To those new parents out there I want to say the following:
- This may be really hard right now; it gets better.
- Babies cry; some babies cry a lot. Again, it gets better.
- Don't worry if you don't feel the "baby bliss" or instant bonding you may have heard about; you will.
- Breast-feeding can be especially tricky for some and if you work at it with the help of a lactation consultant or support group, it will soon be effortless and good.
- About 80 percent of U.S. women get “baby blues” in the days after giving birth and roughly 15 percent of women get postpartum depression, with which your doctor may be able to help.
- Did I mention it gets better?
My neighbor, we’ll call her Lena, just had a baby. When I ask her mother-in-law how it’s going, she says “He sure does cry a lot.” Uh-oh.
When I speak with Lena, I tell her how many babies I’ve seen among my friends and family members who scream as much as hers does. She is very relieved. “I thought there was really something wrong with me,” she says. “I mean, how come I see so many women out with their babies and they look so happy—the baby doesn’t even cry?”
“It runs the gamut,” I tell her. “Remember, you only see the mamas of the easier babies out and about. The rest of them are home still in their pajamas, trying to figure out what the heck just hit them.” This seems to soothe her, but as the weeks wear on and I still hear her little one screaming on a walk every night, I know not much I can say will really help—she and her husband just have to get through it, and they will.
On TV, new babies coo and wave their fists about while their parents show them off proudly. After that, they generally nap in sweetly trimmed bassinets while the action of life takes place around them. I can only assume this is because no one finds much interest in watching the true, exhausting, daily trials of bringing home an infant. Mostly, no one wants to hear all that screaming.
Babies cry, it’s what they do. It’s all they have, at first, to tell us what’s up. But some babies cry more than others and some newborns really seem to almost never stop screaming. At least their parents don’t have to worry about strong lungs.
But this isn't what we see in our sanitized modern world. When we see babies, they are usually gurgly and calm. If not, they're quickly being ushered out of shared public spaces to a place where only their caregiver and a select few others can see what it takes to soothe them.
Contrast this with the communal life of the village that our ancestors once knew. This was a place where human functions were shared on a such a close level that it would be hard to imagine in our society today.
Babies were born in front of a community of women who either knew or would need to know all about this process. Breasts of new mothers were constantly exposed because that’s what it took to keep a new baby fed and happy. The exhaustion and distress of becoming a new parent was seen, or at least heard, by all of the extended family and neighbors. There were few who didn’t know to expect some of this when their time came.
We could use a little bit of this visibility today. Then I might not be hearing things from women like, “No one breast-feeds anymore,” (actually 80 percent of U.S. moms do), or, “Why didn’t someone tell me those first few months would be so hard?”

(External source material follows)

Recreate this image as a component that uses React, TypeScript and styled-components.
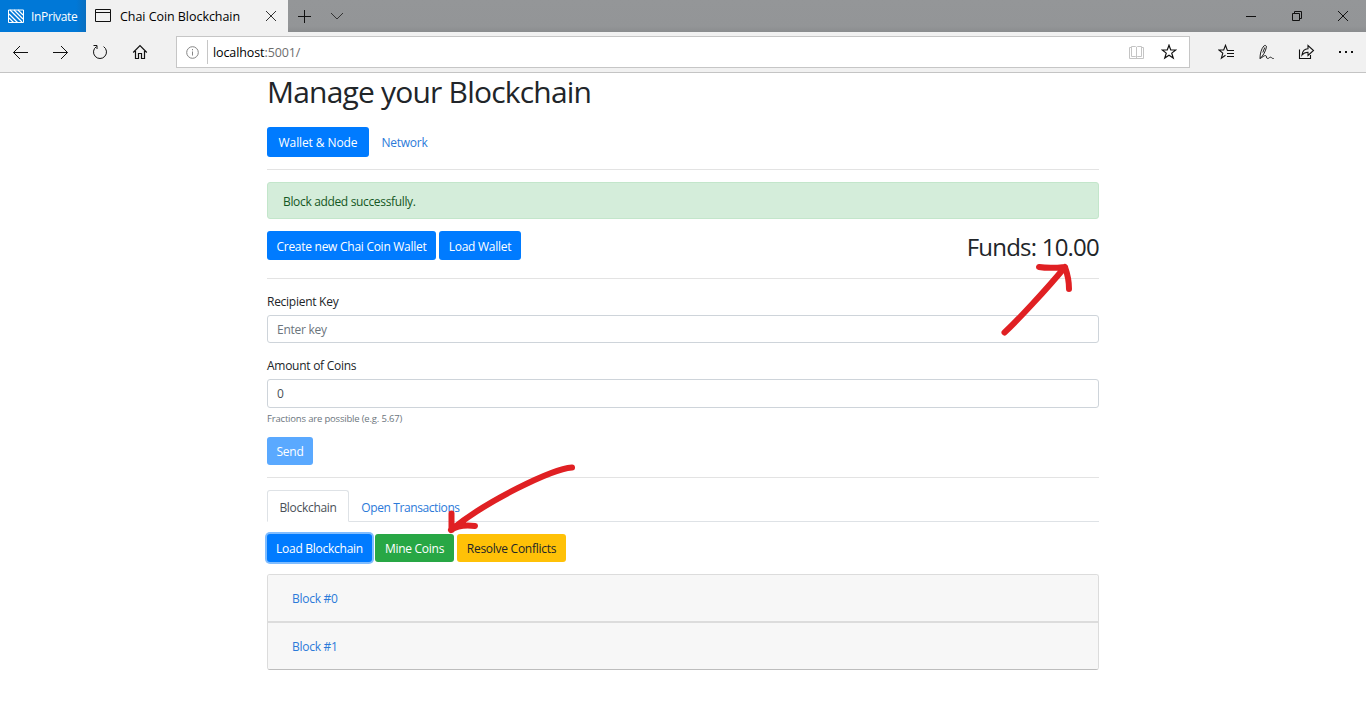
import React from "react";
import styled, { createGlobalStyle } from "styled-components";

const GlobalStyle = createGlobalStyle`
  * { box-sizing: border-box; }
  body {
    margin: 0;
    background: #fff;
    color: #212529;
    font-family: "Open Sans", "Noto Sans", sans-serif;
    font-size: 12px;
    letter-spacing: -0.27px;
    overflow: hidden;
  }
  button, input { font: inherit; letter-spacing: inherit; }
`;

const Screen = styled.div`
  position: relative;
  width: 1366px;
  height: 728px;
  background: #fff;
`;

/* ---------- browser chrome ---------- */

const TitleBar = styled.div`
  display: flex;
  height: 32px;
  background: linear-gradient(#949698 0, #939597 26px, #8a8c8e 32px);
`;

const PrivateBadge = styled.div`
  display: flex;
  align-items: center;
  gap: 7px;
  width: 86px;
  padding-left: 8px;
  background: linear-gradient(90deg, #0078d7 76px, #0a6fc0 86px);
  color: #fff;
  letter-spacing: -0.35px;
`;

const BrowserTab = styled.div`
  display: flex;
  align-items: center;
  width: 202px;
  padding: 0 11px 0 9px;
  background: #f1f1f1;
  color: #000;
`;

const TabTitle = styled.span`
  flex: 1;
  padding-left: 9px;
  font-size: 12.5px;
  letter-spacing: -0.05px;
`;

const TabActions = styled.div`
  display: flex;
  align-items: center;
  gap: 19px;
  flex: 1;
  padding-left: 10px;
`;

const WindowControls = styled.div`
  display: flex;
  align-items: center;
  gap: 32px;
  padding-right: 16px;
`;

const Toolbar = styled.div`
  display: flex;
  align-items: center;
  height: 41px;
  background: #f1f1f1;
  border-bottom: 1px solid #c4c4c4;
`;

const NavButtons = styled.div`
  display: flex;
  align-items: center;
  gap: 24px;
  width: 176px;
  padding-left: 12px;
`;

const AddressBar = styled.div`
  display: flex;
  align-items: center;
  width: 1014px;
  height: 32px;
  padding: 0 12px 0 8px;
  background: #fff;
  border: 1px solid #c6c6c6;
`;

const AddressDivider = styled.span`
  width: 1px;
  height: 24px;
  margin: 0 5px 0 7px;
  background: #c6c6c6;
`;

const Url = styled.span`
  flex: 1;
  color: #000;
  font-size: 12.5px;
  letter-spacing: -0.1px;
  span { color: #6d6d6d; }
`;

const AddressIcons = styled.div`
  display: flex;
  gap: 16px;
`;

const ToolIcons = styled.div`
  display: flex;
  align-items: center;
  justify-content: space-between;
  flex: 1;
  padding: 0 12px 0 28px;
`;

const Icon = styled.svg`
  display: block;
  flex: none;
  fill: none;
  stroke: ${(p) => p.color || "#111"};
  stroke-width: 1;
`;

/* ---------- page ---------- */

const Page = styled.main`
  width: 832px;
  margin-left: 267px;
`;

const Title = styled.h1`
  margin: 0;
  height: 54px;
  font-size: 30px;
  line-height: 38px;
  font-weight: 400;
  letter-spacing: -0.8px;
`;

const Row = styled.div<{ $gap?: number }>`
  display: flex;
  gap: ${(p) => p.$gap ?? 3}px;
`;

const Pill = styled.a<{ $active?: boolean; $width: number }>`
  width: ${(p) => p.$width}px;
  height: 30px;
  line-height: 31px;
  text-align: center;
  letter-spacing: ${(p) => (p.$active ? -0.1 : -0.27)}px;
  border-radius: 3px;
  background: ${(p) => (p.$active ? "#007bff" : "transparent")};
  color: ${(p) => (p.$active ? "#fff" : "#2b7ad9")};
`;

const Divider = styled.hr`
  margin: 12px 0;
  border: 0;
  height: 1px;
  background: #e3e3e3;
`;

const Alert = styled.div`
  height: 37px;
  padding-left: 15px;
  line-height: 37px;
  background: #d4edda;
  border: 1px solid #c3e6cb;
  border-radius: 3px;
  color: #155724;
  letter-spacing: -0.34px;
`;

const WalletRow = styled.div`
  display: flex;
  justify-content: space-between;
  margin-top: 12px;
  height: 35px;
`;

const Button = styled.button<{ $width: number; $bg?: string; $ink?: string; $focus?: boolean; $tall?: boolean }>`
  display: block;
  width: ${(p) => p.$width}px;
  height: ${(p) => (p.$tall ? 29 : 28)}px;
  padding: 1px 0 0;
  border: 0;
  border-radius: 3px;
  background: ${(p) => p.$bg || "#007bff"};
  color: ${(p) => p.$ink || "#fff"};
  box-shadow: ${(p) => (p.$focus ? "0 0 0 2px #80bdff" : "none")};
  white-space: nowrap;
`;

const Funds = styled.h2`
  margin: 0;
  font-size: 24px;
  line-height: 32px;
  font-weight: 400;
  letter-spacing: -0.78px;
`;

const Label = styled.label`
  display: block;
  height: 24px;
  line-height: 21px;
`;

const Input = styled.input<{ $height: number }>`
  display: block;
  width: 100%;
  height: ${(p) => p.$height}px;
  padding: 0 9px;
  border: 1px solid #ced4da;
  border-radius: 3px;
  color: #495057;
  outline: none;
  &::placeholder { color: #6c757d; opacity: 1; }
`;

const Field = styled.div`
  margin-bottom: 12px;
`;

const Hint = styled.small`
  display: block;
  height: 29px;
  margin-top: -12px;
  padding-top: 4px;
  font-size: 9.5px;
  line-height: 14px;
  letter-spacing: -0.18px;
  color: #6c757d;
`;

const Tabs = styled.div`
  display: flex;
  height: 32px;
  margin-bottom: 12px;
  border-bottom: 1px solid #dee2e6;
`;

const TabItem = styled.a<{ $active?: boolean; $width: number }>`
  width: ${(p) => p.$width}px;
  height: 32px;
  line-height: 33px;
  text-align: center;
  letter-spacing: ${(p) => (p.$active ? -0.3 : -0.4)}px;
  border: 1px solid ${(p) => (p.$active ? "#dee2e6" : "transparent")};
  border-bottom-color: ${(p) => (p.$active ? "#fff" : "transparent")};
  border-radius: 3px 3px 0 0;
  color: ${(p) => (p.$active ? "#495057" : "#2b7ad9")};
`;

const Accordion = styled.div`
  margin-top: 12px;
  border: 1px solid #dcdcdc;
  border-bottom-color: #bdbdbd;
  border-radius: 3px;
  overflow: hidden;
`;

const AccordionItem = styled.div`
  height: 47px;
  padding-left: 24px;
  line-height: 48px;
  background: #f7f7f7;
  color: #2b7ad9;
  & + & { border-top: 1px solid #dcdcdc; }
  &:first-child { border-bottom: 1px solid #dcdcdc; }
`;

const Annotations = styled.svg`
  position: absolute;
  inset: 0;
  pointer-events: none;
  fill: none;
  stroke: #e02023;
  stroke-width: 6;
  stroke-linecap: round;
  stroke-linejoin: round;
`;

const STAR = "M8 1.2l1.75 4.8h5l-4 3.1 1.5 5L8 11.2 3.75 14.1l1.5-5-4-3.1h5z";

export default function App() {
  return (
    <Screen>
      <GlobalStyle />
      <TitleBar>
        <PrivateBadge>
          <Icon width="16" height="14" color="#fff">
            <path d="M.5 1h15v12.5H.5z" />
            <path d="M1 9l5 5M1 5l9 9M2 1l12 12M6 1l9 9M10 1l5 5" strokeWidth="1.3" />
          </Icon>
          <span>InPrivate</span>
        </PrivateBadge>
        <BrowserTab>
          <Icon width="16" height="14">
            <path d="M.5.5h15v12H.5zM.5 3.5h15" />
          </Icon>
          <TabTitle>Chai Coin Blockchain</TabTitle>
          <Icon width="12" height="12" color="#333">
            <path d="M1 1l10 10M11 1L1 11" />
          </Icon>
        </BrowserTab>
        <TabActions>
          <Icon width="13" height="13">
            <path d="M6.500 0v13M0 6.500h13" />
          </Icon>
          <Icon width="14" height="8" color="#333">
            <path d="M1 1l6 6 6-6" />
          </Icon>
        </TabActions>
        <WindowControls>
          <Icon width="14" height="12">
            <path d="M2 6.500h10" />
          </Icon>
          <Icon width="14" height="12">
            <path d="M2.500 3.500h7v7h-7zM4.500 3v-1.500h7v7h-1.500" />
          </Icon>
          <Icon width="14" height="12">
            <path d="M2 1l10 10M12 1L2 11" />
          </Icon>
        </WindowControls>
      </TitleBar>
      <Toolbar>
        <NavButtons>
          <Icon width="16" height="16">
            <path d="M1.500 8.500H16M8 2L1.500 8.500 8 15" />
          </Icon>
          <Icon width="16" height="16">
            <path d="M1 8.500h14.500M9 2l6.500 6.500L9 15" />
          </Icon>
          <Icon width="16" height="16">
            <path d="M11.600 2.600A6.500 6.500 0 1 1 4.400 2.600M1.500 1.500h3.500V5" />
          </Icon>
          <Icon width="16" height="16">
            <path d="M1.200 8.500L8 1.700l6.800 6.800M3.500 7v7.500h3V9.500h3v5h3V7" strokeWidth="1.200" />
          </Icon>
        </NavButtons>
        <AddressBar>
          <Icon width="15" height="15" color="#858585">
            <circle cx="7.500" cy="7.500" r="5.800" />
            <path d="M7.500 6.500v4M7.500 4v1.300" />
          </Icon>
          <AddressDivider />
          <Url>localhost<span>:5001/</span></Url>
          <AddressIcons>
            <Icon width="16" height="16" color="#c4c4c4">
              <path d="M7.500 3v11M2.500 2.500h4l1 .8 1-.8h4v10h-4l-1 .8-1-.8h-4zM2.500 3.500h-2v11h14v-11h-2" />
            </Icon>
            <Icon width="16" height="16">
              <path d={STAR} strokeWidth="1.200" />
            </Icon>
          </AddressIcons>
        </AddressBar>
        <ToolIcons>
          <Icon width="17" height="16">
            <path d="M9.800 6H9.200L7.500 1.300 5.700 6H1l3.800 3.200-1.400 5 4.100-2.900M9 6.500h7M9 9.500h7M9 12.500h7" strokeWidth="1.100" />
          </Icon>
          <Icon width="17" height="17" color="#222">
            <path d="M2 14.500c0-4.500 1.200-9.500 3.800-12.500 1.200-1.200 3-.4 2.600 1.200C7.600 7 5.500 11.500 2 14.500zM4.800 8.500l2-5M2 14.500c2.500-1.200 4-3 5.500-3s.3 3 2.200 3c1.500 0 1.600-1.500 3-1.300 1 .1 1.300 1.600 3 1.300" />
          </Icon>
          <Icon width="17" height="16">
            <path d="M1.500 5.500v9h11V11M4 11c.5-4 2.500-6 6-6.200V1.500l5.500 5-5.500 5V8.200C7 8.200 5.500 9 4 11z" strokeWidth="1.100" />
          </Icon>
          <Icon width="16" height="16">
            <path d="M1 8h2M7 8h2M13 8h2" strokeWidth="2" />
          </Icon>
        </ToolIcons>
      </Toolbar>

      <Page>
        <Title>Manage your Blockchain</Title>
        <Row $gap={1}>
          <Pill $active $width={102}>Wallet &amp; Node</Pill>
          <Pill $width={69}>Network</Pill>
        </Row>
        <Divider />
        <Alert>Block added successfully.</Alert>
        <WalletRow>
          <Row>
            <Button $width={169} $tall>Create new Chai Coin Wallet</Button>
            <Button $width={82} $tall>Load Wallet</Button>
          </Row>
          <Funds>Funds: 10.00</Funds>
        </WalletRow>
        <Divider />
        <Field>
          <Label>Recipient Key</Label>
          <Input $height={28} placeholder="Enter key" />
        </Field>
        <Field>
          <Label>Amount of Coins</Label>
          <Input $height={29} defaultValue="0" />
        </Field>
        <Hint>Fractions are possible (e.g. 5.67)</Hint>
        <Button $width={46} $bg="#5aa9ff">Send</Button>
        <Divider />
        <Tabs>
          <TabItem $active $width={82}>Blockchain</TabItem>
          <TabItem $width={123}>Open Transactions</TabItem>
        </Tabs>
        <Row>
          <Button $width={105} $focus>Load Blockchain</Button>
          <Button $width={79} $bg="#28a745">Mine Coins</Button>
          <Button $width={109} $bg="#ffc107" $ink="#212529">Resolve Conflicts</Button>
        </Row>
        <Accordion>
          <AccordionItem>Block #0</AccordionItem>
          <AccordionItem>Block #1</AccordionItem>
        </Accordion>
      </Page>

      <Annotations width="1366" height="728">
        <path d="M1004.500 332.500C1017 321 1046 290 1065 267M1039 267c9 1.500 17 1 26 0c2.500 7 4 14 4 22" />
        <path d="M572 467.500C552 469 486 501 451 530M451.500 513.500V530M451 530c7-5 16-5 24-4" />
      </Annotations>
    </Screen>
  );
}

“We didn’t want to scare you,” a well-meaning friend might say. I say, “Scare ’em!” They may thank you for it later.
There is so much preparation in our culture for the parts of new parenthood that are short-lived or barely matter—room décor and layette clothing, for example. Even preparing for a birth, an important influence on your labor outcome, is not as essential as preparing people for what comes next.
Support for women postpartum is just so important and so hard to achieve these days. Everything about having a baby lends itself to isolation: the recovery process, the all-consuming new tasks, and how hard and often ill-advised it is to go out too much with a new baby.
As much as we may want to leave new families alone in peace to bond and recover, I wish there were more ways to let them know they're not alone. Too, if we made the issues surrounding new parenthood more visible, educated each other about what's really normal, it would go a long way for those who feel there’s something wrong with them if they have a hard time or don't bond right away.
In some ways, the notion that things will improve just seems like words. But I know from personal experience and from talking with friends, if we'd known all this beforehand, we may have handled it all with a bit less desperation.
I don’t see us going back to the village way of life anytime soon, though. So it’s up to each of us to spread the word: Life and birth are messy. The good news is, we get through it—we are stronger than we think.